SUPPLIED INFORMATION:
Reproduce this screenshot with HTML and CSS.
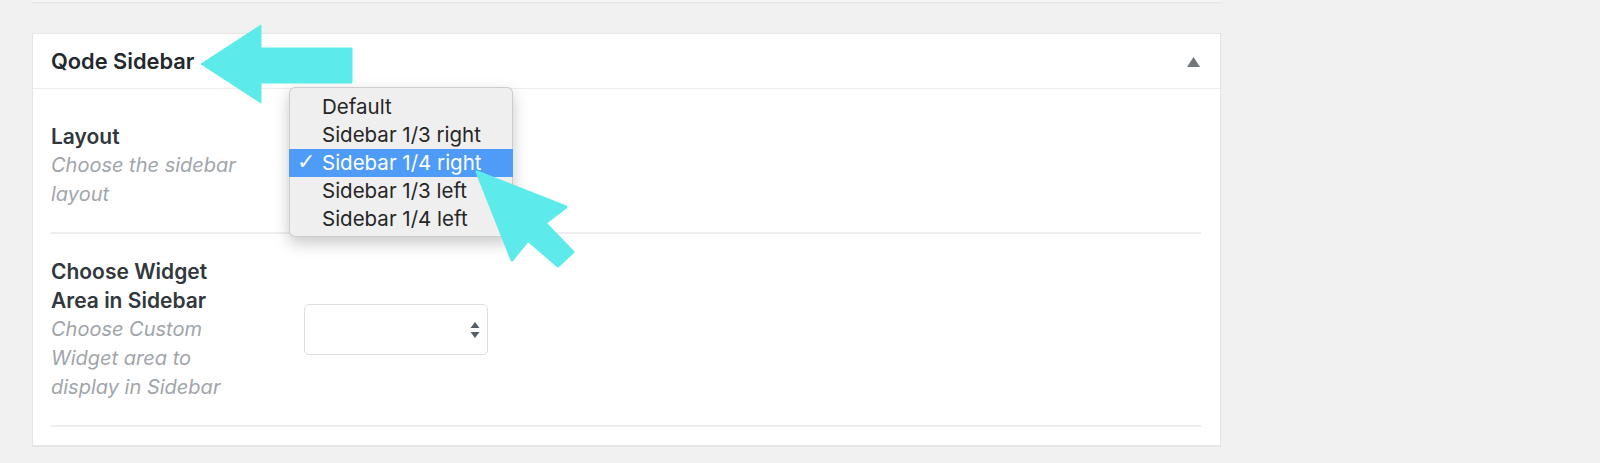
FILE: index.html
```html
<!DOCTYPE html>
<html lang="en">
<head>
<meta charset="utf-8">
<title>Qode Sidebar</title>
<link rel="stylesheet" href="styles.css">
</head>
<body>
<div class="wrap">
  <div class="prev-box"></div>
  <div class="postbox">
    <div class="postbox-header">
      <h2 class="postbox-title">Qode Sidebar</h2>
      <svg class="toggle" width="13" height="10" viewBox="0 0 13 10"><polygon points="6.5,0 13,10 0,10" fill="#72777c"/></svg>
    </div>
    <div class="postbox-inside">
      <div class="field-row">
        <div class="field-label">
          <div class="label-title">Layout</div>
          <div class="label-desc">Choose the sidebar layout</div>
        </div>
        <div class="field-control">
          <div class="select">
            <svg class="select-arrows" width="10" height="16" viewBox="0 0 10 16"><polygon points="5,0 9.5,6 0.5,6" fill="#555d66"/><polygon points="0.5,10 9.5,10 5,16" fill="#555d66"/></svg>
          </div>
          <ul class="popup-menu">
            <li class="menu-item">Default</li>
            <li class="menu-item">Sidebar 1/3 right</li>
            <li class="menu-item is-selected"><span class="check">✓</span>Sidebar 1/4 right</li>
            <li class="menu-item">Sidebar 1/3 left</li>
            <li class="menu-item">Sidebar 1/4 left</li>
          </ul>
        </div>
      </div>
      <div class="field-row">
        <div class="field-label">
          <div class="label-title">Choose Widget Area in Sidebar</div>
          <div class="label-desc">Choose Custom Widget area to display in Sidebar</div>
        </div>
        <div class="field-control">
          <div class="select">
            <svg class="select-arrows" width="10" height="16" viewBox="0 0 10 16"><polygon points="5,0 9.5,6 0.5,6" fill="#555d66"/><polygon points="0.5,10 9.5,10 5,16" fill="#555d66"/></svg>
          </div>
        </div>
      </div>
    </div>
  </div>
</div>
<svg class="annotations" width="1600" height="463" viewBox="0 0 1600 463">
  <polygon points="201,64 261,25 261,48 352,48 352,83 261,83 261,103" fill="#5deaea" stroke="#5deaea" stroke-width="1" stroke-linejoin="round"/>
  <polygon points="477,172 566,207 545,223 573,252 558,266 528,240 512,260" fill="#5deaea" stroke="#5deaea" stroke-width="3" stroke-linejoin="round"/>
</svg>
</body>
</html>
```
FILE: styles.css
```css
html, body {
  margin: 0;
  padding: 0;
}
body {
  background: #f1f1f1;
  font-family: Inter, "Liberation Sans", sans-serif;
  color: #23282d;
  width: 1600px;
  height: 463px;
  overflow: hidden;
  position: relative;
}
.wrap {
  padding-left: 32px;
  width: 1189px;
}
.prev-box {
  height: 2px;
  background: #f5f5f5;
  box-shadow: 0 1px 2px rgba(0, 0, 0, 0.07);
}
.postbox {
  margin-top: 31px;
  background: #fff;
  border: 1px solid #e5e5e5;
  box-shadow: 0 1px 1px rgba(0, 0, 0, 0.04);
}
.postbox-header {
  height: 54px;
  border-bottom: 1px solid #eeeeee;
  display: flex;
  align-items: center;
  justify-content: space-between;
  padding: 0 20px 0 18px;
}
.postbox-title {
  margin: 0;
  font-size: 21.8px;
  font-weight: 600;
  line-height: 54px;
  color: #23282d;
}
.toggle {
  display: block;
  margin-top: 2px;
}
.postbox-inside {
  padding: 10px 19px 18px 18px;
}
.field-row {
  display: flex;
  align-items: center;
  padding: 23px 0;
  border-bottom: 2px solid #eeeeee;
}
.field-label {
  flex: 0 0 192px;
  margin-right: 61px;
}
.label-title {
  font-size: 21px;
  font-weight: 600;
  line-height: 29px;
  color: #32373c;
}
.label-desc {
  font-size: 20px;
  font-style: italic;
  line-height: 29px;
  color: #a0a5aa;
}
.field-control {
  position: relative;
}
.select {
  height: 49px;
  border: 1px solid #dddddd;
  border-radius: 5px;
  background: #fff;
  display: flex;
  align-items: center;
  justify-content: flex-end;
  padding-right: 7px;
  box-sizing: content-box;
  width: 175px;
}
.select-arrows {
  display: block;
}
.popup-menu {
  position: absolute;
  left: -15px;
  top: -53px;
  width: 224px;
  margin: 0;
  padding: 5px 0;
  list-style: none;
  background: #efefef;
  border: 1px solid rgba(0, 0, 0, 0.14);
  border-radius: 6px;
  box-shadow: 0 6px 16px rgba(0, 0, 0, 0.22);
  box-sizing: border-box;
  height: 150px;
}
.menu-item {
  position: relative;
  height: 28px;
  line-height: 28px;
  padding-left: 32px;
  font-size: 20.5px;
  color: #262626;
}
.menu-item.is-selected {
  background: #4e9bf8;
  color: #fff;
  margin: 0 -1px;
  padding-left: 33px;
}
.check {
  position: absolute;
  left: 8px;
  top: -1px;
  font-size: 22px;
  font-weight: bold;
  font-family: "DejaVu Sans", sans-serif;
}
.annotations {
  position: absolute;
  left: 0;
  top: 0;
  pointer-events: none;
}
```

WHAT IS ASKED:
Please set down each line of the data above exactly as written, without the pictures.

RESULT:
Reproduce this screenshot with HTML and CSS.
FILE: index.html
```html
<!DOCTYPE html>
<html lang="en">
<head>
<meta charset="utf-8">
<title>Qode Sidebar</title>
<link rel="stylesheet" href="styles.css">
</head>
<body>
<div class="wrap">
  <div class="prev-box"></div>
  <div class="postbox">
    <div class="postbox-header">
      <h2 class="postbox-title">Qode Sidebar</h2>
      <svg class="toggle" width="13" height="10" viewBox="0 0 13 10"><polygon points="6.5,0 13,10 0,10" fill="#72777c"/></svg>
    </div>
    <div class="postbox-inside">
      <div class="field-row">
        <div class="field-label">
          <div class="label-title">Layout</div>
          <div class="label-desc">Choose the sidebar layout</div>
        </div>
        <div class="field-control">
          <div class="select">
            <svg class="select-arrows" width="10" height="16" viewBox="0 0 10 16"><polygon points="5,0 9.5,6 0.5,6" fill="#555d66"/><polygon points="0.5,10 9.5,10 5,16" fill="#555d66"/></svg>
          </div>
          <ul class="popup-menu">
            <li class="menu-item">Default</li>
            <li class="menu-item">Sidebar 1/3 right</li>
            <li class="menu-item is-selected"><span class="check">✓</span>Sidebar 1/4 right</li>
            <li class="menu-item">Sidebar 1/3 left</li>
            <li class="menu-item">Sidebar 1/4 left</li>
          </ul>
        </div>
      </div>
      <div class="field-row">
        <div class="field-label">
          <div class="label-title">Choose Widget Area in Sidebar</div>
          <div class="label-desc">Choose Custom Widget area to display in Sidebar</div>
        </div>
        <div class="field-control">
          <div class="select">
            <svg class="select-arrows" width="10" height="16" viewBox="0 0 10 16"><polygon points="5,0 9.5,6 0.5,6" fill="#555d66"/><polygon points="0.5,10 9.5,10 5,16" fill="#555d66"/></svg>
          </div>
        </div>
      </div>
    </div>
  </div>
</div>
<svg class="annotations" width="1600" height="463" viewBox="0 0 1600 463">
  <polygon points="201,64 261,25 261,48 352,48 352,83 261,83 261,103" fill="#5deaea" stroke="#5deaea" stroke-width="1" stroke-linejoin="round"/>
  <polygon points="477,172 566,207 545,223 573,252 558,266 528,240 512,260" fill="#5deaea" stroke="#5deaea" stroke-width="3" stroke-linejoin="round"/>
</svg>
</body>
</html>
```
FILE: styles.css
```css
html, body {
  margin: 0;
  padding: 0;
}
body {
  background: #f1f1f1;
  font-family: Inter, "Liberation Sans", sans-serif;
  color: #23282d;
  width: 1600px;
  height: 463px;
  overflow: hidden;
  position: relative;
}
.wrap {
  padding-left: 32px;
  width: 1189px;
}
.prev-box {
  height: 2px;
  background: #f5f5f5;
  box-shadow: 0 1px 2px rgba(0, 0, 0, 0.07);
}
.postbox {
  margin-top: 31px;
  background: #fff;
  border: 1px solid #e5e5e5;
  box-shadow: 0 1px 1px rgba(0, 0, 0, 0.04);
}
.postbox-header {
  height: 54px;
  border-bottom: 1px solid #eeeeee;
  display: flex;
  align-items: center;
  justify-content: space-between;
  padding: 0 20px 0 18px;
}
.postbox-title {
  margin: 0;
  font-size: 21.8px;
  font-weight: 600;
  line-height: 54px;
  color: #23282d;
}
.toggle {
  display: block;
  margin-top: 2px;
}
.postbox-inside {
  padding: 10px 19px 18px 18px;
}
.field-row {
  display: flex;
  align-items: center;
  padding: 23px 0;
  border-bottom: 2px solid #eeeeee;
}
.field-label {
  flex: 0 0 192px;
  margin-right: 61px;
}
.label-title {
  font-size: 21px;
  font-weight: 600;
  line-height: 29px;
  color: #32373c;
}
.label-desc {
  font-size: 20px;
  font-style: italic;
  line-height: 29px;
  color: #a0a5aa;
}
.field-control {
  position: relative;
}
.select {
  height: 49px;
  border: 1px solid #dddddd;
  border-radius: 5px;
  background: #fff;
  display: flex;
  align-items: center;
  justify-content: flex-end;
  padding-right: 7px;
  box-sizing: content-box;
  width: 175px;
}
.select-arrows {
  display: block;
}
.popup-menu {
  position: absolute;
  left: -15px;
  top: -53px;
  width: 224px;
  margin: 0;
  padding: 5px 0;
  list-style: none;
  background: #efefef;
  border: 1px solid rgba(0, 0, 0, 0.14);
  border-radius: 6px;
  box-shadow: 0 6px 16px rgba(0, 0, 0, 0.22);
  box-sizing: border-box;
  height: 150px;
}
.menu-item {
  position: relative;
  height: 28px;
  line-height: 28px;
  padding-left: 32px;
  font-size: 20.5px;
  color: #262626;
}
.menu-item.is-selected {
  background: #4e9bf8;
  color: #fff;
  margin: 0 -1px;
  padding-left: 33px;
}
.check {
  position: absolute;
  left: 8px;
  top: -1px;
  font-size: 22px;
  font-weight: bold;
  font-family: "DejaVu Sans", sans-serif;
}
.annotations {
  position: absolute;
  left: 0;
  top: 0;
  pointer-events: none;
}
```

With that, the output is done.